**Problem to work on**
Exact reproduction of the data is required, with images excluded.

**Raw data**
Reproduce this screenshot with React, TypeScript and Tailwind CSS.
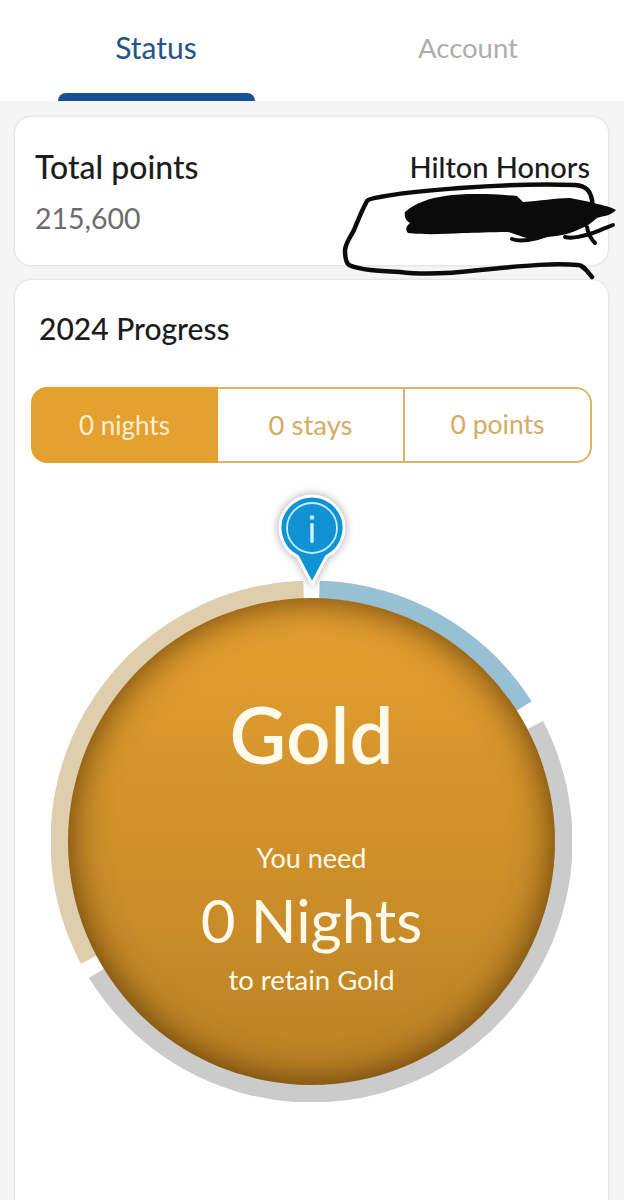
const font = { fontFamily: '"Lato", "Noto Sans", sans-serif' };

// ring geometry, angles are clockwise from 12 o'clock
const RING_CENTER = 260.5;
const RING_RADIUS = 252;

const arcs = [
  { from: 1.8, to: 57.5, color: "#97c0d5" },
  { from: 62.5, to: 238.5, color: "#cbcbcb" },
  { from: 242, to: 358.2, color: "#dfceae" },
];

function point(angle: number) {
  const rad = (angle * Math.PI) / 180;
  return `${RING_CENTER + RING_RADIUS * Math.sin(rad)} ${RING_CENTER - RING_RADIUS * Math.cos(rad)}`;
}

function arcPath(from: number, to: number) {
  const large = to - from > 180 ? 1 : 0;
  return `M${point(from)} A${RING_RADIUS} ${RING_RADIUS} 0 ${large} 1 ${point(to)}`;
}

function Scribble() {
  return (
    <svg
      className="absolute left-[330px] top-[170px] h-[120px] w-[294px]"
      viewBox="0 0 294 120"
      fill="none"
    >
      <path
        d="M262 107 C256 100 253 95 248 95 C225 93 200 95 150 100 C125 103 93 105 70 102 C48 101 30 100 19 95 C15 92 15 85 15 80 C16 72 20 68 24 60 C28 50 32 40 37 31 C38 29 44 28 50 27 C75 22 105 20 130 18 C170 15 215 14 245 15 C256 16 260 20 262 30 C263 36 263 42 263 48"
        stroke="#0b0b0b"
        strokeWidth="4.5"
        strokeLinecap="round"
      />
      <path
        d="M75 42 C85 33 100 28 115 26 C135 23 165 24 187 26 L193 32 C210 31 225 28 240 28 L260 32 C270 35 280 36 286 40 C282 45 274 46 267 48 C262 52 258 56 252 58 C240 64 230 66 217 67 C208 69 200 69 193 67 C187 65 183 63 178 62 C160 62 145 63 133 63 C115 64 95 65 78 63 C75 60 76 56 80 53 C76 51 74 47 75 42 Z"
        fill="#0b0b0b"
      />
      <path
        d="M182 69 C190 72 205 70 217 65 M235 67 C243 69 253 66 263 63 C270 60 278 57 283 55 M257 57 C258 63 260 68 265 73"
        stroke="#0b0b0b"
        strokeWidth="4"
        strokeLinecap="round"
      />
    </svg>
  );
}

function InfoPin() {
  return (
    <svg
      className="absolute left-[221px] top-[-92px] h-[100px] w-[80px] drop-shadow-[0_0_4px_rgba(0,0,0,0.35)]"
      viewBox="0 0 80 100"
    >
      <path
        d="M40 95 L25.5 67.5 A32 32 0 1 1 54.5 67.5 Z"
        fill="#1192d4"
        stroke="#ffffff"
        strokeWidth="3"
        strokeLinejoin="round"
      />
      <circle cx="40" cy="39" r="25" fill="none" stroke="#c5eefa" strokeWidth="1.8" />
      <circle cx="40" cy="28.5" r="2.2" fill="#d5f3fb" />
      <rect x="38.3" y="34" width="3.4" height="20" rx="1.4" fill="#d5f3fb" />
    </svg>
  );
}

export default function App() {
  return (
    <div className="relative h-[1200px] w-[624px] overflow-hidden bg-[#f5f5f5]" style={font}>
      {/* tabs */}
      <div className="grid h-[101px] grid-cols-2 bg-white">
        <div className="flex flex-col items-center">
          <div className="flex flex-1 items-center pt-[2px] text-[30px] text-[#235488]">Status</div>
          <div className="h-2 w-[197px] rounded-t-lg bg-[#174f92]" />
        </div>
        <div className="flex items-center justify-center pb-[5px] text-[27.5px] text-[#adadad]">Account</div>
      </div>

      <div className="flex flex-col gap-[15px] pl-[15px] pr-[16px] pt-4">
        {/* points */}
        <div className="flex h-[148px] justify-between rounded-2xl bg-white pl-5 pr-[18px] pt-[30px] shadow-[0_0_3px_rgba(0,0,0,0.18)]">
          <div>
            <div className="text-[32px] leading-[40px] font-medium text-[#1c1c1c]">Total points</div>
            <div className="mt-[11px] text-[28.5px] leading-[40px] text-[#6c6c6c]">215,600</div>
          </div>
          <div className="text-[29px] leading-[40px] font-medium text-[#1c1c1c]">Hilton Honors</div>
        </div>

        {/* progress */}
        <div className="rounded-2xl bg-white px-4 pb-40 pt-[28px] shadow-[0_0_3px_rgba(0,0,0,0.18)]">
          <div className="pl-2 text-[30px] leading-[40px] font-medium text-[#1c1c1c]">2024 Progress</div>

          <div className="mt-[39px] flex h-[76px] text-[26px] text-[#d2ad63]">
            <div className="flex w-[187px] items-center justify-center rounded-l-2xl bg-[#e5a130] text-[#fbeed5]">0 nights</div>
            <div className="flex w-[187px] items-center justify-center border-y-2 border-r-2 border-[#dcb56c] text-[27.5px]">0 stays</div>
            <div className="flex flex-1 items-center justify-center rounded-r-2xl border-y-2 border-r-2 border-[#dcb56c] text-[26.5px]">0 points</div>
          </div>

          <div className="relative mx-auto mt-[118px] h-[521px] w-[521px]">
            <svg className="absolute inset-0 h-full w-full" viewBox="0 0 521 521" fill="none">
              {arcs.map((arc) => (
                <path key={arc.color} d={arcPath(arc.from, arc.to)} stroke={arc.color} strokeWidth="18" />
              ))}
            </svg>
            <div className="absolute inset-[17px] flex flex-col items-center rounded-full bg-gradient-to-b from-[#e5a030] to-[#bb8225] text-[#fffaeb] shadow-[inset_0_0_38px_rgba(70,40,0,0.85)]">
              <div className="mt-[90px] text-[78px] leading-[92px] font-semibold">Gold</div>
              <div className="mt-[60px] text-[27px] leading-[36px]">You need</div>
              <div className="mt-[8px] text-[60px] leading-[72px]">0 Nights</div>
              <div className="mt-[6px] text-[27.5px] leading-[36px]">to retain Gold</div>
            </div>
            <InfoPin />
          </div>
        </div>
      </div>

      <Scribble />
    </div>
  );
}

**Solution for this task**
Reproduce this screenshot with React, TypeScript and Tailwind CSS.
const font = { fontFamily: '"Lato", "Noto Sans", sans-serif' };

// ring geometry, angles are clockwise from 12 o'clock
const RING_CENTER = 260.5;
const RING_RADIUS = 252;

const arcs = [
  { from: 1.8, to: 57.5, color: "#97c0d5" },
  { from: 62.5, to: 238.5, color: "#cbcbcb" },
  { from: 242, to: 358.2, color: "#dfceae" },
];

function point(angle: number) {
  const rad = (angle * Math.PI) / 180;
  return `${RING_CENTER + RING_RADIUS * Math.sin(rad)} ${RING_CENTER - RING_RADIUS * Math.cos(rad)}`;
}

function arcPath(from: number, to: number) {
  const large = to - from > 180 ? 1 : 0;
  return `M${point(from)} A${RING_RADIUS} ${RING_RADIUS} 0 ${large} 1 ${point(to)}`;
}

function Scribble() {
  return (
    <svg
      className="absolute left-[330px] top-[170px] h-[120px] w-[294px]"
      viewBox="0 0 294 120"
      fill="none"
    >
      <path
        d="M262 107 C256 100 253 95 248 95 C225 93 200 95 150 100 C125 103 93 105 70 102 C48 101 30 100 19 95 C15 92 15 85 15 80 C16 72 20 68 24 60 C28 50 32 40 37 31 C38 29 44 28 50 27 C75 22 105 20 130 18 C170 15 215 14 245 15 C256 16 260 20 262 30 C263 36 263 42 263 48"
        stroke="#0b0b0b"
        strokeWidth="4.5"
        strokeLinecap="round"
      />
      <path
        d="M75 42 C85 33 100 28 115 26 C135 23 165 24 187 26 L193 32 C210 31 225 28 240 28 L260 32 C270 35 280 36 286 40 C282 45 274 46 267 48 C262 52 258 56 252 58 C240 64 230 66 217 67 C208 69 200 69 193 67 C187 65 183 63 178 62 C160 62 145 63 133 63 C115 64 95 65 78 63 C75 60 76 56 80 53 C76 51 74 47 75 42 Z"
        fill="#0b0b0b"
      />
      <path
        d="M182 69 C190 72 205 70 217 65 M235 67 C243 69 253 66 263 63 C270 60 278 57 283 55 M257 57 C258 63 260 68 265 73"
        stroke="#0b0b0b"
        strokeWidth="4"
        strokeLinecap="round"
      />
    </svg>
  );
}

function InfoPin() {
  return (
    <svg
      className="absolute left-[221px] top-[-92px] h-[100px] w-[80px] drop-shadow-[0_0_4px_rgba(0,0,0,0.35)]"
      viewBox="0 0 80 100"
    >
      <path
        d="M40 95 L25.5 67.5 A32 32 0 1 1 54.5 67.5 Z"
        fill="#1192d4"
        stroke="#ffffff"
        strokeWidth="3"
        strokeLinejoin="round"
      />
      <circle cx="40" cy="39" r="25" fill="none" stroke="#c5eefa" strokeWidth="1.8" />
      <circle cx="40" cy="28.5" r="2.2" fill="#d5f3fb" />
      <rect x="38.3" y="34" width="3.4" height="20" rx="1.4" fill="#d5f3fb" />
    </svg>
  );
}

export default function App() {
  return (
    <div className="relative h-[1200px] w-[624px] overflow-hidden bg-[#f5f5f5]" style={font}>
      {/* tabs */}
      <div className="grid h-[101px] grid-cols-2 bg-white">
        <div className="flex flex-col items-center">
          <div className="flex flex-1 items-center pt-[2px] text-[30px] text-[#235488]">Status</div>
          <div className="h-2 w-[197px] rounded-t-lg bg-[#174f92]" />
        </div>
        <div className="flex items-center justify-center pb-[5px] text-[27.5px] text-[#adadad]">Account</div>
      </div>

      <div className="flex flex-col gap-[15px] pl-[15px] pr-[16px] pt-4">
        {/* points */}
        <div className="flex h-[148px] justify-between rounded-2xl bg-white pl-5 pr-[18px] pt-[30px] shadow-[0_0_3px_rgba(0,0,0,0.18)]">
          <div>
            <div className="text-[32px] leading-[40px] font-medium text-[#1c1c1c]">Total points</div>
            <div className="mt-[11px] text-[28.5px] leading-[40px] text-[#6c6c6c]">215,600</div>
          </div>
          <div className="text-[29px] leading-[40px] font-medium text-[#1c1c1c]">Hilton Honors</div>
        </div>

        {/* progress */}
        <div className="rounded-2xl bg-white px-4 pb-40 pt-[28px] shadow-[0_0_3px_rgba(0,0,0,0.18)]">
          <div className="pl-2 text-[30px] leading-[40px] font-medium text-[#1c1c1c]">2024 Progress</div>

          <div className="mt-[39px] flex h-[76px] text-[26px] text-[#d2ad63]">
            <div className="flex w-[187px] items-center justify-center rounded-l-2xl bg-[#e5a130] text-[#fbeed5]">0 nights</div>
            <div className="flex w-[187px] items-center justify-center border-y-2 border-r-2 border-[#dcb56c] text-[27.5px]">0 stays</div>
            <div className="flex flex-1 items-center justify-center rounded-r-2xl border-y-2 border-r-2 border-[#dcb56c] text-[26.5px]">0 points</div>
          </div>

          <div className="relative mx-auto mt-[118px] h-[521px] w-[521px]">
            <svg className="absolute inset-0 h-full w-full" viewBox="0 0 521 521" fill="none">
              {arcs.map((arc) => (
                <path key={arc.color} d={arcPath(arc.from, arc.to)} stroke={arc.color} strokeWidth="18" />
              ))}
            </svg>
            <div className="absolute inset-[17px] flex flex-col items-center rounded-full bg-gradient-to-b from-[#e5a030] to-[#bb8225] text-[#fffaeb] shadow-[inset_0_0_38px_rgba(70,40,0,0.85)]">
              <div className="mt-[90px] text-[78px] leading-[92px] font-semibold">Gold</div>
              <div className="mt-[60px] text-[27px] leading-[36px]">You need</div>
              <div className="mt-[8px] text-[60px] leading-[72px]">0 Nights</div>
              <div className="mt-[6px] text-[27.5px] leading-[36px]">to retain Gold</div>
            </div>
            <InfoPin />
          </div>
        </div>
      </div>

      <Scribble />
    </div>
  );
}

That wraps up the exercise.